INFORMATION SUPPLIED →
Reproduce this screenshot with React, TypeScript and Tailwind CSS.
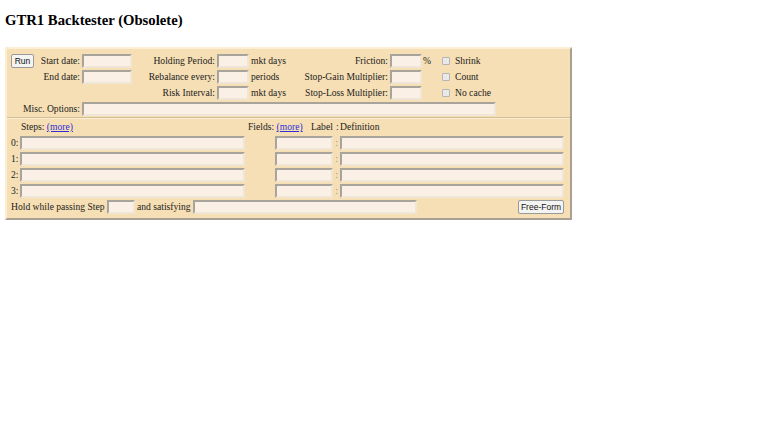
import React from 'react';

const serif = "font-['Liberation_Serif','Times_New_Roman',serif]";
const sans = "font-['Liberation_Sans',Arial,sans-serif]";

const Field = ({ w }: { w: string }) => (
  <span
    className={`block h-[14px] ${w} shrink-0 bg-[#faf0e6] border-2 border-t-[#a9a49b] border-l-[#a9a49b] border-b-[#efe6d6] border-r-[#efe6d6]`}
  />
);

const Btn = ({ label, w }: { label: string; w: string }) => (
  <span
    className={`flex items-center justify-center h-[14px] ${w} shrink-0 bg-[#f4f4f2] border border-[#9a9a9a] rounded-[2px] text-[8.5px] text-[#111] ${sans}`}
  >
    {label}
  </span>
);

const Check = ({ label }: { label: string }) => (
  <span className="flex items-center">
    <span className="block w-[8px] h-[8px] ml-[13px] mr-[5px] bg-[#e9e9e9] border border-[#b5b5b5] rounded-[1px]" />
    <span>{label}</span>
  </span>
);

const Label = ({ text, w }: { text: string; w: string }) => (
  <span className={`${w} shrink-0 text-right pr-[2px]`}>{text}</span>
);

const More = () => <span className="text-[#2f2fd8] underline">(more)</span>;

export default function App() {
  const steps = ['0:', '1:', '2:', '3:'];
  return (
    <div className={`min-h-[423px] bg-white text-[#222] text-[9.6px] ${serif}`}>
      <h1 className="ml-[5px] pt-[12px] text-[14.7px] leading-[17px] font-bold text-black">
        GTR1 Backtester (Obsolete)
      </h1>

      <div className="ml-[5px] mt-[18px] w-[567px] bg-[#f6dfb4] border-2 border-t-[#fbeed4] border-l-[#fbeed4] border-b-[#a8a092] border-r-[#a8a092]">
        {/* top options */}
        <div className="pl-[4px] pt-[4px]">
          <div className="flex items-center h-[16px]">
            <Btn label="Run" w="w-[23px]" />
            <Label text="Start date:" w="w-[48px]" />
            <Field w="w-[50px]" />
            <Label text="Holding Period:" w="w-[85px]" />
            <Field w="w-[32px]" />
            <span className="w-[51px] pl-[2px]">mkt days</span>
            <Label text="Friction:" w="w-[90px]" />
            <Field w="w-[32px]" />
            <span className="w-[7px] pl-[1px]">%</span>
            <Check label="Shrink" />
          </div>
          <div className="flex items-center h-[16px]">
            <span className="w-[23px] shrink-0" />
            <Label text="End date:" w="w-[48px]" />
            <Field w="w-[50px]" />
            <Label text="Rebalance every:" w="w-[85px]" />
            <Field w="w-[32px]" />
            <span className="w-[51px] pl-[2px]">periods</span>
            <Label text="Stop-Gain Multiplier:" w="w-[90px]" />
            <Field w="w-[32px]" />
            <span className="w-[7px]" />
            <Check label="Count" />
          </div>
          <div className="flex items-center h-[16px]">
            <span className="w-[121px] shrink-0" />
            <Label text="Risk Interval:" w="w-[85px]" />
            <Field w="w-[32px]" />
            <span className="w-[51px] pl-[2px]">mkt days</span>
            <Label text="Stop-Loss Multiplier:" w="w-[90px]" />
            <Field w="w-[32px]" />
            <span className="w-[7px]" />
            <Check label="No cache" />
          </div>
          <div className="flex items-center h-[16px]">
            <Label text="Misc. Options:" w="w-[71px]" />
            <Field w="w-[414px]" />
          </div>
        </div>

        {/* divider */}
        <div className="border-t border-t-[#d2bd97] border-b border-b-[#fbeed4]" />

        {/* steps & fields */}
        <div className="pl-[4px] pr-[6px] pb-[3px]">
          <div className="flex items-center h-[16px] pt-[1px]">
            <span className="w-[9px] shrink-0" />
            <span className="w-[228px] shrink-0 pl-[1px]">
              Steps: <More />
            </span>
            <span className="w-[63px] shrink-0">
              Fields: <More />
            </span>
            <span className="w-[25px] shrink-0">Label</span>
            <span className="w-[4px] shrink-0">:</span>
            <span>Definition</span>
          </div>
          {steps.map((s) => (
            <div key={s} className="flex items-center h-[16px]">
              <span className="w-[9px] shrink-0">{s}</span>
              <Field w="w-[225px]" />
              <span className="w-[30px] shrink-0" />
              <Field w="w-[58px]" />
              <span className="w-[7px] shrink-0 text-center text-[#9c8f78]">:</span>
              <Field w="w-[224px]" />
            </div>
          ))}
          <div className="flex items-center h-[16px]">
            <span className="w-[96px] shrink-0">Hold while passing Step</span>
            <Field w="w-[28px]" />
            <span className="w-[58px] shrink-0 pl-[2px]">and satisfying</span>
            <Field w="w-[224px]" />
            <span className="flex-1" />
            <Btn label="Free-Form" w="w-[46px]" />
          </div>
        </div>
      </div>
    </div>
  );
}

TASK OBJECTIVE → Take the listing and print it again exactly, but without any pictures.

EXERCISE OUTPUT →
Reproduce this screenshot with React, TypeScript and Tailwind CSS.
import React from 'react';

const serif = "font-['Liberation_Serif','Times_New_Roman',serif]";
const sans = "font-['Liberation_Sans',Arial,sans-serif]";

const Field = ({ w }: { w: string }) => (
  <span
    className={`block h-[14px] ${w} shrink-0 bg-[#faf0e6] border-2 border-t-[#a9a49b] border-l-[#a9a49b] border-b-[#efe6d6] border-r-[#efe6d6]`}
  />
);

const Btn = ({ label, w }: { label: string; w: string }) => (
  <span
    className={`flex items-center justify-center h-[14px] ${w} shrink-0 bg-[#f4f4f2] border border-[#9a9a9a] rounded-[2px] text-[8.5px] text-[#111] ${sans}`}
  >
    {label}
  </span>
);

const Check = ({ label }: { label: string }) => (
  <span className="flex items-center">
    <span className="block w-[8px] h-[8px] ml-[13px] mr-[5px] bg-[#e9e9e9] border border-[#b5b5b5] rounded-[1px]" />
    <span>{label}</span>
  </span>
);

const Label = ({ text, w }: { text: string; w: string }) => (
  <span className={`${w} shrink-0 text-right pr-[2px]`}>{text}</span>
);

const More = () => <span className="text-[#2f2fd8] underline">(more)</span>;

export default function App() {
  const steps = ['0:', '1:', '2:', '3:'];
  return (
    <div className={`min-h-[423px] bg-white text-[#222] text-[9.6px] ${serif}`}>
      <h1 className="ml-[5px] pt-[12px] text-[14.7px] leading-[17px] font-bold text-black">
        GTR1 Backtester (Obsolete)
      </h1>

      <div className="ml-[5px] mt-[18px] w-[567px] bg-[#f6dfb4] border-2 border-t-[#fbeed4] border-l-[#fbeed4] border-b-[#a8a092] border-r-[#a8a092]">
        {/* top options */}
        <div className="pl-[4px] pt-[4px]">
          <div className="flex items-center h-[16px]">
            <Btn label="Run" w="w-[23px]" />
            <Label text="Start date:" w="w-[48px]" />
            <Field w="w-[50px]" />
            <Label text="Holding Period:" w="w-[85px]" />
            <Field w="w-[32px]" />
            <span className="w-[51px] pl-[2px]">mkt days</span>
            <Label text="Friction:" w="w-[90px]" />
            <Field w="w-[32px]" />
            <span className="w-[7px] pl-[1px]">%</span>
            <Check label="Shrink" />
          </div>
          <div className="flex items-center h-[16px]">
            <span className="w-[23px] shrink-0" />
            <Label text="End date:" w="w-[48px]" />
            <Field w="w-[50px]" />
            <Label text="Rebalance every:" w="w-[85px]" />
            <Field w="w-[32px]" />
            <span className="w-[51px] pl-[2px]">periods</span>
            <Label text="Stop-Gain Multiplier:" w="w-[90px]" />
            <Field w="w-[32px]" />
            <span className="w-[7px]" />
            <Check label="Count" />
          </div>
          <div className="flex items-center h-[16px]">
            <span className="w-[121px] shrink-0" />
            <Label text="Risk Interval:" w="w-[85px]" />
            <Field w="w-[32px]" />
            <span className="w-[51px] pl-[2px]">mkt days</span>
            <Label text="Stop-Loss Multiplier:" w="w-[90px]" />
            <Field w="w-[32px]" />
            <span className="w-[7px]" />
            <Check label="No cache" />
          </div>
          <div className="flex items-center h-[16px]">
            <Label text="Misc. Options:" w="w-[71px]" />
            <Field w="w-[414px]" />
          </div>
        </div>

        {/* divider */}
        <div className="border-t border-t-[#d2bd97] border-b border-b-[#fbeed4]" />

        {/* steps & fields */}
        <div className="pl-[4px] pr-[6px] pb-[3px]">
          <div className="flex items-center h-[16px] pt-[1px]">
            <span className="w-[9px] shrink-0" />
            <span className="w-[228px] shrink-0 pl-[1px]">
              Steps: <More />
            </span>
            <span className="w-[63px] shrink-0">
              Fields: <More />
            </span>
            <span className="w-[25px] shrink-0">Label</span>
            <span className="w-[4px] shrink-0">:</span>
            <span>Definition</span>
          </div>
          {steps.map((s) => (
            <div key={s} className="flex items-center h-[16px]">
              <span className="w-[9px] shrink-0">{s}</span>
              <Field w="w-[225px]" />
              <span className="w-[30px] shrink-0" />
              <Field w="w-[58px]" />
              <span className="w-[7px] shrink-0 text-center text-[#9c8f78]">:</span>
              <Field w="w-[224px]" />
            </div>
          ))}
          <div className="flex items-center h-[16px]">
            <span className="w-[96px] shrink-0">Hold while passing Step</span>
            <Field w="w-[28px]" />
            <span className="w-[58px] shrink-0 pl-[2px]">and satisfying</span>
            <Field w="w-[224px]" />
            <span className="flex-1" />
            <Btn label="Free-Form" w="w-[46px]" />
          </div>
        </div>
      </div>
    </div>
  );
}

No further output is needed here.